Key Decisions for Investors

  • Long LMT (Lockheed Martin) — 6–18 month horizon. Rationale: prime contractor optionality on follow-on human-rated and lunar payload contracts. Target +18–25% if Congress allocates incremental program funding; stop-loss 12%.
  • Long AJRD (Aerojet Rocketdyne) — 6–12 month horizon. Rationale: exposure to propulsion/thermal protection validation wins. Risk/reward: asymmetric — 30% upside if awarded follow-on engine/TPS work vs 20% downside if programs pivot to other suppliers.

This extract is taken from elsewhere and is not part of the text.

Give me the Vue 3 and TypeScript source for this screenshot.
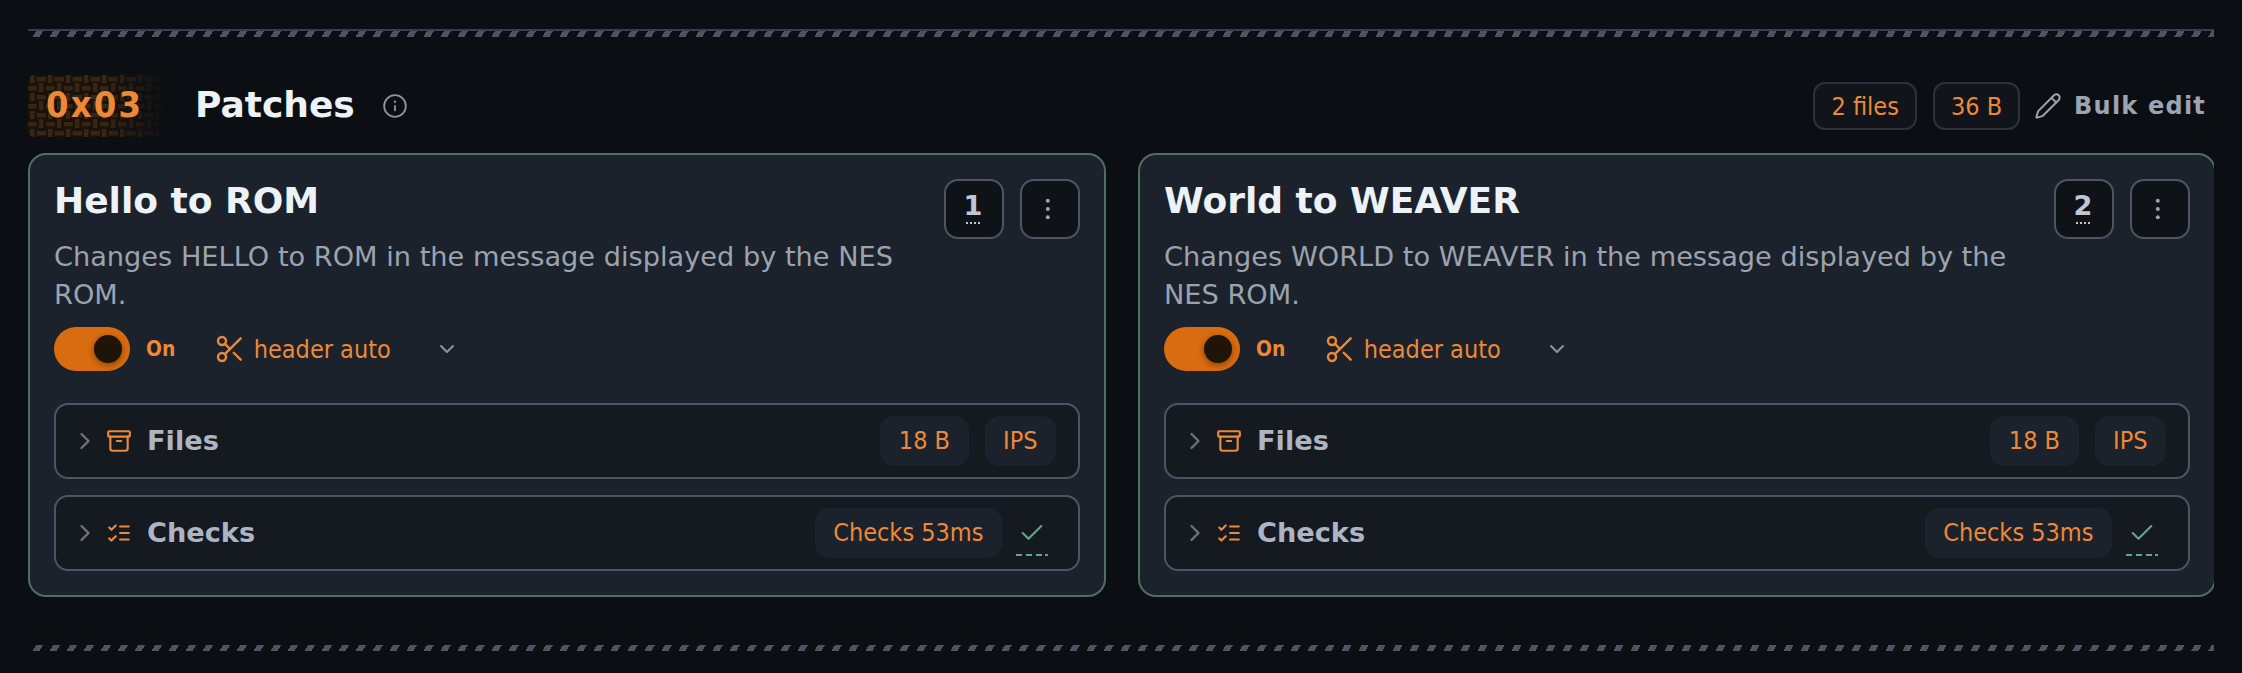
<script setup lang="ts">
interface Card { title: string; desc: string; num: number }
const cards: Card[] = [
  { title: 'Hello to ROM', desc: 'Changes HELLO to ROM in the message displayed by the NES ROM.', num: 1 },
  { title: 'World to WEAVER', desc: 'Changes WORLD to WEAVER in the message displayed by the NES ROM.', num: 2 },
]
</script>

<template>
  <div class="page">
    <div class="rule lined"></div>
    <header class="head">
      <div class="head-left">
        <span class="hex">
          <svg class="weave" width="140" height="62" aria-hidden="true">
            <defs>
              <pattern id="basket" width="18" height="18" patternUnits="userSpaceOnUse">
                <rect x="8.7" y="2" width="9.3" height="4.4" />
                <rect x="2" y="0" width="4.4" height="8" />
                <rect x="0" y="11" width="8.7" height="4.4" />
                <rect x="11" y="8" width="4.4" height="9" />
              </pattern>
            </defs>
            <rect class="weave-base" width="140" height="62" rx="6" />
            <rect width="140" height="62" rx="6" fill="url(#basket)" />
          </svg>
          <span class="hex-text">0x03</span>
        </span>
        <h2 class="title">Patches</h2>
        <svg class="info" viewBox="0 0 24 24" fill="none" stroke="currentColor" stroke-width="1.7" stroke-linecap="round" stroke-linejoin="round"><circle cx="12" cy="12" r="10" /><path d="M12 16v-4" /><path d="M12 8h.01" stroke-width="2.2" /></svg>
      </div>
      <div class="head-right">
        <span class="chip">2 files</span>
        <span class="chip">36 B</span>
        <button class="bulk">
          <svg viewBox="0 0 24 24" fill="none" stroke="currentColor" stroke-width="1.7" stroke-linecap="round" stroke-linejoin="round"><path d="M21.174 6.812a1 1 0 0 0-3.986-3.987L3.842 16.174a2 2 0 0 0-.5.83l-1.321 4.352a.5.5 0 0 0 .623.622l4.353-1.32a2 2 0 0 0 .83-.497z" /><path d="m15 5 4 4" /></svg>
          <span>Bulk edit</span>
        </button>
      </div>
    </header>

    <div class="grid">
      <article v-for="c in cards" :key="c.num" class="card">
        <div class="card-top">
          <div class="card-main">
            <h3 class="card-title">{{ c.title }}</h3>
            <p class="card-desc">{{ c.desc }}</p>
          </div>
          <div class="card-btns">
            <button class="sq num">
              <span class="num-text">{{ c.num }}</span>
              <span class="num-dots"></span>
            </button>
            <button class="sq">
              <svg viewBox="0 0 24 24" fill="currentColor"><circle cx="9.8" cy="3.8" r="2" /><circle cx="9.8" cy="12" r="2" /><circle cx="9.8" cy="20.2" r="2" /></svg>
            </button>
          </div>
        </div>
        <div class="controls">
          <span class="toggle"><span class="knob"></span></span>
          <span class="on">On</span>
          <span class="select">
            <svg class="scissors" viewBox="0 0 24 24" fill="none" stroke="currentColor" stroke-width="1.8" stroke-linecap="round" stroke-linejoin="round"><circle cx="6" cy="6" r="3" /><path d="M8.12 8.12 12 12" /><path d="M20 4 8.12 15.88" /><circle cx="6" cy="18" r="3" /><path d="M14.8 14.8 20 20" /></svg>
            <span>header auto</span>
            <svg class="caret" viewBox="0 0 24 24" fill="none" stroke="currentColor" stroke-width="2" stroke-linecap="round" stroke-linejoin="round"><path d="m6 9 6 6 6-6" /></svg>
          </span>
        </div>
        <div class="row">
          <svg class="chev" viewBox="0 0 24 24" fill="none" stroke="currentColor" stroke-width="2" stroke-linecap="round" stroke-linejoin="round"><path d="m9 18 6-6-6-6" /></svg>
          <svg class="row-icon" viewBox="0 0 24 24" fill="none" stroke="currentColor" stroke-width="2" stroke-linecap="round" stroke-linejoin="round"><rect x="2" y="3" width="20" height="5" rx="1" /><path d="M4 8v11a2 2 0 0 0 2 2h12a2 2 0 0 0 2-2V8" /><path d="M10 12h4" /></svg>
          <span class="row-label">Files</span>
          <span class="pills">
            <span class="pill">18 B</span>
            <span class="pill">IPS</span>
          </span>
        </div>
        <div class="row">
          <svg class="chev" viewBox="0 0 24 24" fill="none" stroke="currentColor" stroke-width="2" stroke-linecap="round" stroke-linejoin="round"><path d="m9 18 6-6-6-6" /></svg>
          <svg class="row-icon" viewBox="0 0 24 24" fill="none" stroke="currentColor" stroke-width="2" stroke-linecap="round" stroke-linejoin="round"><path d="m3 7 2 2 4-4" /><path d="m3 17 2 2 4-4" /><path d="M13 6h8" /><path d="M13 12h8" /><path d="M13 18h8" /></svg>
          <span class="row-label">Checks</span>
          <span class="pills">
            <span class="pill">Checks 53ms</span>
            <span class="ok">
              <svg viewBox="0 0 24 24" fill="none" stroke="currentColor" stroke-width="1.8" stroke-linecap="round" stroke-linejoin="round"><path d="M20 6 9 17l-5-5" /></svg>
              <span class="ok-dash"></span>
            </span>
          </span>
        </div>
      </article>
    </div>
    <div class="rule bottom"></div>
  </div>
</template>

<style>
html, body { margin: 0; background: #0b0e13; }
</style>

<style scoped>
.page {
  box-sizing: border-box;
  width: 2242px;
  height: 673px;
  padding: 29px 28px 0;
  overflow: hidden;
  background: #0b0e13;
  font-family: "DejaVu Sans", sans-serif;
}
.rule {
  height: 6px;
  background: repeating-linear-gradient(120deg, transparent 0 6.93px, #4b5563 6.93px 12.99px, transparent 12.99px 14.72px);
}
.rule.lined {
  height: 8px;
  box-sizing: border-box;
  border-top: 2px solid #363f4c;
  background-clip: content-box;
}
.head { display: flex; justify-content: space-between; align-items: center; height: 62px; margin-top: 38px; }
.head-left, .head-right { display: flex; align-items: center; }
.hex {
  position: relative;
  width: 140px;
  height: 62px;
  display: flex;
  align-items: center;
}
.weave {
  position: absolute;
  inset: 0;
  fill: #3a2511;
  -webkit-mask-image: linear-gradient(90deg, #000 55%, transparent 100%);
  mask-image: linear-gradient(90deg, #000 55%, transparent 100%);
}
.weave-base { fill: #17120e; }
.hex-text {
  position: relative;
  margin: -4px 0 0 18px;
  font-family: "DejaVu Sans Condensed", "DejaVu Sans", sans-serif;
  font-stretch: condensed;
  font-size: 36px;
  font-weight: 700;
  letter-spacing: 2.2px;
  color: #ed8936;
}
.title { margin: -3px 0 0 27px; font-size: 36px; font-weight: 700; color: #edf2f7; }
.info { width: 26px; height: 26px; margin-left: 27px; color: #8a94a6; }
.chip {
  box-sizing: border-box;
  height: 48px;
  padding: 0 16px;
  display: flex;
  align-items: center;
  border: 2px solid #2b323d;
  border-radius: 12px;
  color: #ed8936;
  font-family: "DejaVu Sans Condensed", "DejaVu Sans", sans-serif;
  font-stretch: condensed;
  font-size: 25px;
  background: #11151b;
  margin-left: 16px;
}
.bulk {
  display: flex;
  align-items: center;
  gap: 12px;
  margin-left: 14px;
  background: none;
  border: none;
  padding: 0 8px 0 0;
  font: 700 24px "DejaVu Sans", sans-serif;
  letter-spacing: 1.2px;
  color: #9ca3b2;
}
.bulk svg { width: 28px; height: 28px; }
.grid { display: grid; grid-template-columns: 1078px 1078px; column-gap: 32px; margin-top: 16px; overflow: hidden; }
.card {
  box-sizing: border-box;
  height: 444px;
  padding: 24px;
  border: 2px solid #4e6d63;
  border-radius: 18px;
  background: #1b222b;
}
.card-top { display: flex; gap: 16px; }
.card-main { flex: 1; }
.card-title { margin: 0; font-size: 36px; font-weight: 700; color: #edf2f7; line-height: 44px; }
.card-desc { margin: 15px 0 0; font-size: 27.2px; line-height: 38px; color: #9ca3af; }
.card-btns { display: flex; gap: 16px; flex: none; }
.sq {
  box-sizing: border-box;
  width: 60px;
  height: 60px;
  padding: 0;
  display: flex;
  flex-direction: column;
  align-items: center;
  justify-content: center;
  border: 2px solid #4b5563;
  border-radius: 14px;
  background: #0f1318;
  color: #9ca3af;
}
.sq svg { width: 24px; height: 24px; }
.num-text {
  font: 700 27.2px/28px "DejaVu Sans", sans-serif;
  color: #c0c7d4;
  margin: -2px 2px 0 0;
}
.num-dots {
  width: 14px;
  height: 2px;
  margin: 2px 2px 0 0;
  background: repeating-linear-gradient(90deg, #c0c7d4 0 2px, transparent 2px 4px);
}
.controls { display: flex; align-items: center; height: 44px; margin-top: 13px; }
.toggle { width: 76px; height: 44px; border-radius: 22px; background: #d96b10; display: flex; align-items: center; justify-content: flex-end; padding-right: 8px; box-sizing: border-box; }
.knob { width: 28px; height: 28px; border-radius: 50%; background: #1f1408; box-shadow: 0 2px 6px rgba(0,0,0,.4); }
.on {
  margin-left: 16px;
  font-family: "DejaVu Sans Condensed", "DejaVu Sans", sans-serif;
  font-stretch: condensed;
  font-size: 20.8px;
  font-weight: 700;
  color: #ed8936;
}
.select {
  display: flex;
  align-items: center;
  margin-left: 39px;
  color: #ed8936;
  font-family: "DejaVu Sans Condensed", "DejaVu Sans", sans-serif;
  font-stretch: condensed;
  font-size: 25px;
  gap: 7.5px;
}
.scissors { width: 32px; height: 32px; }
.caret { width: 24px; height: 24px; color: #8a94a6; margin-left: 37px; }
.row {
  box-sizing: border-box;
  height: 76px;
  margin-top: 16px;
  padding: 0 22px 0 15px;
  display: flex;
  align-items: center;
  border: 2px solid #4b5563;
  border-radius: 14px;
  background: #151920;
}
.controls + .row { margin-top: 32px; }
.chev { width: 28px; height: 28px; color: #6b7280; }
.row-icon { width: 26px; height: 26px; margin-left: 7px; color: #ed8936; }
.row-label { margin: -2px 0 0 15px; font-size: 27.2px; font-weight: 700; color: #adb4c3; }
.pills { margin-left: auto; display: flex; align-items: center; gap: 16px; }
.pill {
  box-sizing: border-box;
  height: 50px;
  padding: 0 18.5px 2px;
  display: flex;
  align-items: center;
  border-radius: 14px;
  background: #1b222b;
  font-family: "DejaVu Sans Condensed", "DejaVu Sans", sans-serif;
  font-stretch: condensed;
  font-size: 25px;
  color: #ed8936;
}
.ok { width: 32px; display: flex; flex-direction: column; align-items: center; gap: 7px; margin: 8px 8px 0 -2px; color: #5fa883; }
.ok svg { width: 28px; height: 28px; }
.ok-dash { width: 32px; height: 2px; background: repeating-linear-gradient(90deg, #5fa883 0 6px, transparent 6px 9.8px); }
.bottom { margin-top: 48px; }
</style>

  • Long MAXR (Maxar) or PL (Planet Labs) — 12–24 month horizon. Rationale: monetize lunar/far-side imagery and analytics; expect multi-year licensing deals. Position size limited to 3–5% of equity sleeve; takeaway: 2–3x upside if commercialization traction, high volatility if data release is delayed.
  • Pair trade: Long LMT / Short BA (Boeing) — 6–12 month horizon. Rationale: LMT to capture program awards; BA exposed to execution scrutiny and legacy civil aerospace risk. Target spread tightening equivalent to +15% gross on pair; cap downside with 8–10% stop on net exposure.